Le cours du pétrole s'est effondré de 45% depuis le sommet de cette année, atteint au mois de juin. Pour se protéger contre ce genre d'éventualité, nombre de sociétés utilisent des produits dérivés de couverture, qui permettent de garantir un prix à court et moyen terme. Ce fut le cas de la compagnie Continental Resources (CLR-N), qui détenait des contrats pour sa production de 2014, 2015 et 2016. Cependant, le 5 novembre dernier, la société annonça qu'elle avait liquidé tous ses contrats, empochant ainsi un profit de 433M$.

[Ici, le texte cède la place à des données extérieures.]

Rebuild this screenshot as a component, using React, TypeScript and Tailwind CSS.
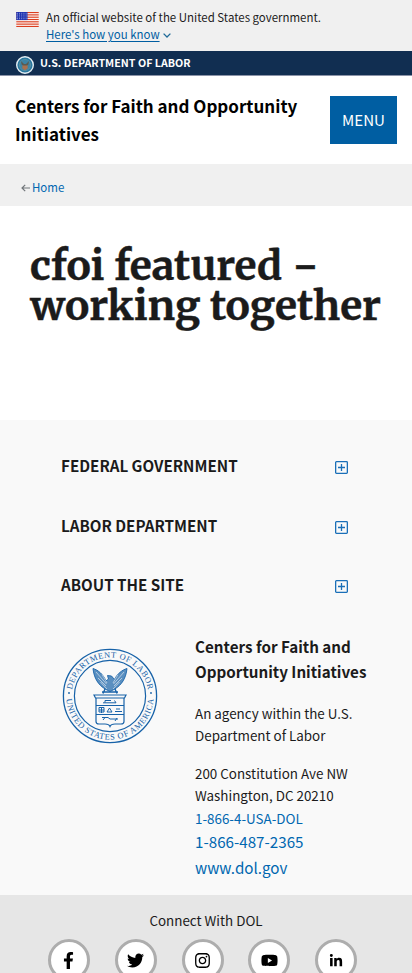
import { FaFacebookF, FaInstagram, FaLinkedinIn, FaTwitter, FaYoutube } from 'react-icons/fa';

const sections = ['FEDERAL GOVERNMENT', 'LABOR DEPARTMENT', 'ABOUT THE SITE'];

const social = [
  { name: 'Facebook', icon: <FaFacebookF size={17} /> },
  { name: 'Twitter', icon: <FaTwitter size={17} /> },
  { name: 'Instagram', icon: <FaInstagram size={17} /> },
  { name: 'YouTube', icon: <FaYoutube size={17} /> },
  { name: 'LinkedIn', icon: <FaLinkedinIn size={14} className="mt-0.5" /> },
];

function Flag() {
  return (
    <svg viewBox="0 0 24 16" className="mt-3 h-[15px] w-[23px] shrink-0" aria-hidden="true">
      <rect width="24" height="16" fill="#fff" />
      {[0, 1, 2, 3, 4, 5, 6].map((i) => (
        <rect key={i} y={i * 2.46} width="24" height="1.25" fill="#db3e1f" />
      ))}
      <rect width="12" height="8.6" fill="#1e33b1" />
      {[1.2, 3.2, 5.2, 7.2].map((y) =>
        [1.3, 3.6, 5.9, 8.2, 10.5].map((x) => <circle key={`${x}-${y}`} cx={x} cy={y} r="0.5" fill="#fff" />),
      )}
    </svg>
  );
}

function SmallSeal() {
  return (
    <svg viewBox="0 0 18 18" className="mt-[5px] size-[18px]" aria-hidden="true">
      <circle cx="9" cy="9" r="8.3" fill="#2878a0" stroke="#e3edf3" strokeWidth="1.4" />
      <circle cx="9" cy="9" r="5.6" fill="#3b83a6" stroke="#6f95a0" strokeWidth="0.6" />
      <path d="M5 5l3 3h2l3-3-.6 3.500L10.500 10h-3L5.600 8.500Z" fill="#5b5a50" />
      <path d="M6.300 9.500h5.400v3L9 14.200l-2.700-1.700Z" fill="#a8714f" />
    </svg>
  );
}

function Seal() {
  return (
    <svg viewBox="0 0 96 96" className="size-24" fill="none" stroke="#1762a8" aria-label="Department of Labor seal">
      <defs>
        <path id="arcTop" d="M9.6 48A38.4 38.4 0 0 1 86.4 48" />
        <path id="arcBottom" d="M4.3 48A43.7 43.7 0 0 0 91.7 48" />
      </defs>
      <circle cx="48" cy="48" r="46.6" strokeWidth="1.3" />
      <circle cx="48" cy="48" r="35.6" strokeWidth="1.2" />
      <g fill="#1762a8" stroke="none" className="font-['Liberation_Serif',serif] text-[8.4px]">
        <text textAnchor="middle" textLength="108" lengthAdjust="spacing">
          <textPath href="#arcTop" startOffset="50%">DEPARTMENT OF LABOR</textPath>
        </text>
        <text textAnchor="middle" textLength="131" lengthAdjust="spacing">
          <textPath href="#arcBottom" startOffset="50%">UNITED STATES OF AMERICA</textPath>
        </text>
        <circle cx="7" cy="45" r="0.9" />
        <circle cx="89" cy="45" r="0.9" />
      </g>
      <path
        d="M31 20.500C32 30 36 37 44 41.500L48 43.500 52 41.500C60 37 64 30 65 20.500 60 22 55 26 52.500 31.500L49.500 28 45.500 27.500 46.500 31 44 33C41 26 36 22 31 20.500Z"
        fill="#1762a8"
        fillOpacity="0.7"
        strokeWidth="0.9"
      />
      <path
        d="M34 24 44.500 36M36 30 44 38M38.500 34 45 41M62 24 51.500 36M60 30 52 38M57.500 34 51 41M40 26.500 45 35M56 26.500 51 35"
        stroke="#f9f9f9"
        strokeWidth="0.55"
      />
      <path d="M40 44H56M43 41 41 45.500M53 41 55 45.500" strokeWidth="1.4" />
      <path d="M32 47H64L62.500 50H33.500Z" strokeWidth="1.2" />
      <path
        d="M34 50V73.500Q34 76 37 76H43Q47 76 48 78.500 49 76 53 76H59Q62 76 62 73.500V50M34 57.500H62M34 66.500H62"
        strokeWidth="1.2"
      />
      <path
        d="M41 54.800H54L52.500 52.500M43 54.500V52.500H49M37 59.500H42V64H37ZM39.500 59V65M37 62H42M45 64 47.500 60 50 64H45M53 63.500H60M54 61H58M40 69.500H46L48 71H56M41 72 43 69.500M53 73 55 70"
        strokeWidth="1"
      />
    </svg>
  );
}

function PlusBox() {
  return (
    <svg viewBox="0 0 13 13" className="mt-1 size-[13px]" fill="none" stroke="#1a6fb8" strokeWidth="1.3" aria-hidden="true">
      <rect x="0.65" y="0.65" width="11.7" height="11.7" rx="0.8" />
      <path d="M6.500 3v7M3 6.500h7" />
    </svg>
  );
}

export default function App() {
  return (
    <div className="h-[973px] w-full overflow-hidden bg-white font-['Noto_Sans_CJK_SC',sans-serif] text-[#1b1b1b]">
      <section className="flex h-[51px] bg-[#f0f0f0] pl-4">
        <Flag />
        <div className="ml-[7px] pt-[9px] text-[11.46px] leading-[17px]">
          <p>An official website of the United States government.</p>
          <a className="flex items-center text-[#005ea2]">
            <span className="underline underline-offset-2">Here's how you know</span>
            <svg viewBox="0 0 8 5" className="mt-0.5 ml-[3px] h-[5px] w-2" fill="none" stroke="#1f6a98" strokeWidth="1.3">
              <path d="m.6.6 3.4 3.400L7.400.6" />
            </svg>
          </a>
        </div>
      </section>
      <div className="flex h-[25px] border-b border-[#8b93a8] bg-[#112e51] pl-4 text-[10.7px] font-bold leading-6 text-white">
        <SmallSeal />
        <span className="ml-1.5">U.S. DEPARTMENT OF LABOR</span>
      </div>
      <header className="flex h-[88px] items-start justify-between px-[15px] pt-4">
        <h2 className="text-[17px] font-bold leading-7 text-black">
          Centers for Faith and Opportunity
          <br />
          Initiatives
        </h2>
        <button className="mt-1 h-12 w-[67px] bg-[#005ea2] text-[15.1px] leading-none text-white">MENU</button>
      </header>
      <nav className="flex h-[42px] items-center bg-[#f0f0f0] pl-[21px] text-[11.5px] text-[#0067b0]">
        <svg viewBox="0 0 9 8" className="mt-1.5 mr-0.5 h-2 w-[9px]" fill="none" stroke="#71767a" strokeWidth="1.2">
          <path d="M9 4H1M4.200.8 1 4l3.200 3.200" />
        </svg>
        <a className="mt-1.5">Home</a>
      </nav>
      <main className="h-[214px] px-[30px] pt-10">
        <h1 className="font-['Merriweather','Noto_Serif','DejaVu_Serif_Condensed',serif] text-[40.7px] font-bold leading-10 whitespace-nowrap [-webkit-text-stroke:0.4px_#1b1b1b]">
          cfoi featured <span className="inline-block origin-left scale-x-115">-</span>
          <br />
          working together
        </h1>
      </main>
      <footer>
        <div className="h-[475px] bg-[#f9f9f9] pt-4">
          {sections.map((s) => (
            <div key={s} className="flex h-[59.4px] items-center justify-between pr-16 pl-[61px] text-[15.2px] font-bold">
              <span>{s}</span>
              <PlusBox />
            </div>
          ))}
          <div className="flex pt-5 pl-[62px]">
            <div className="w-[133px] pt-3.5">
              <Seal />
            </div>
            <div className="whitespace-nowrap">
              <h3 className="text-[15.2px] font-bold leading-[25px]">
                Centers for Faith and
                <br />
                Opportunity Initiatives
              </h3>
              <p className="mt-[18px] text-[13.4px] leading-[22px]">
                An agency within the U.S.
                <br />
                Department of Labor
              </p>
              <p className="mt-4 text-[13.4px] leading-[22px]">
                200 Constitution Ave NW
                <br />
                Washington, DC 20210
              </p>
              <div className="text-[15.2px] text-[#0067b0]">
                <a className="block text-[13.4px] leading-6">1-866-4-USA-DOL</a>
                <a className="block leading-[23px]">1-866-487-2365</a>
                <a className="block leading-7">www.dol.gov</a>
              </div>
            </div>
          </div>
        </div>
        <div className="h-[78px] bg-[#e6e6e6] pt-3.5">
          <p className="text-center text-[13.4px] leading-[22px]">Connect With DOL</p>
          <div className="mt-2 flex justify-center gap-[24.8px] pr-[7px]">
            {social.map((s) => (
              <a
                key={s.name}
                aria-label={s.name}
                className="flex size-[42px] shrink-0 items-center justify-center rounded-full border-[3px] border-[#adadad] bg-white text-black"
              >
                {s.icon}
              </a>
            ))}
          </div>
        </div>
      </footer>
    </div>
  );
}
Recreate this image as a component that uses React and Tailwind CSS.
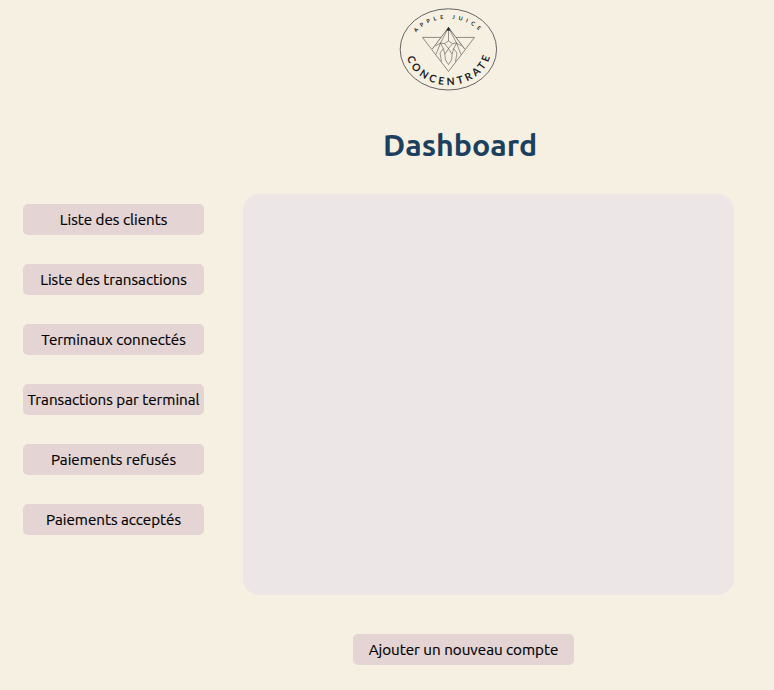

Le chef de la direction, Harold Hamm, justifia ce geste en ces termes : ''Nous pensons que la récente baisse du cours du pétrole n'est pas justifiée par des raisons fondamentales reliées à l'offre et la demande. Par conséquent, nous avons liquidé nos positions de couverture dans le but de participer à un rebond du prix.''
À ce moment-là, le prix du brut Brent s'établissait à environ 82$US le baril. Quelques jours plus tard, à l'annonce de leurs résultats trimestriels, M. Hamm et ses collègues affirmèrent qu'ils s'attendaient à un retour du cours vers une fourchette de 85$ à 90$US à court terme. Nous voilà un mois plus tard, avec un baril valant 62$US. Certaines personnes connaissant bien le secteur, prédisent un cours bien plus bas. Par exemple, Bill Richardson, l'ancien secrétaire de l'énergie de l'administration Clinton, entrevoit la possibilité d'un baril à 45$US.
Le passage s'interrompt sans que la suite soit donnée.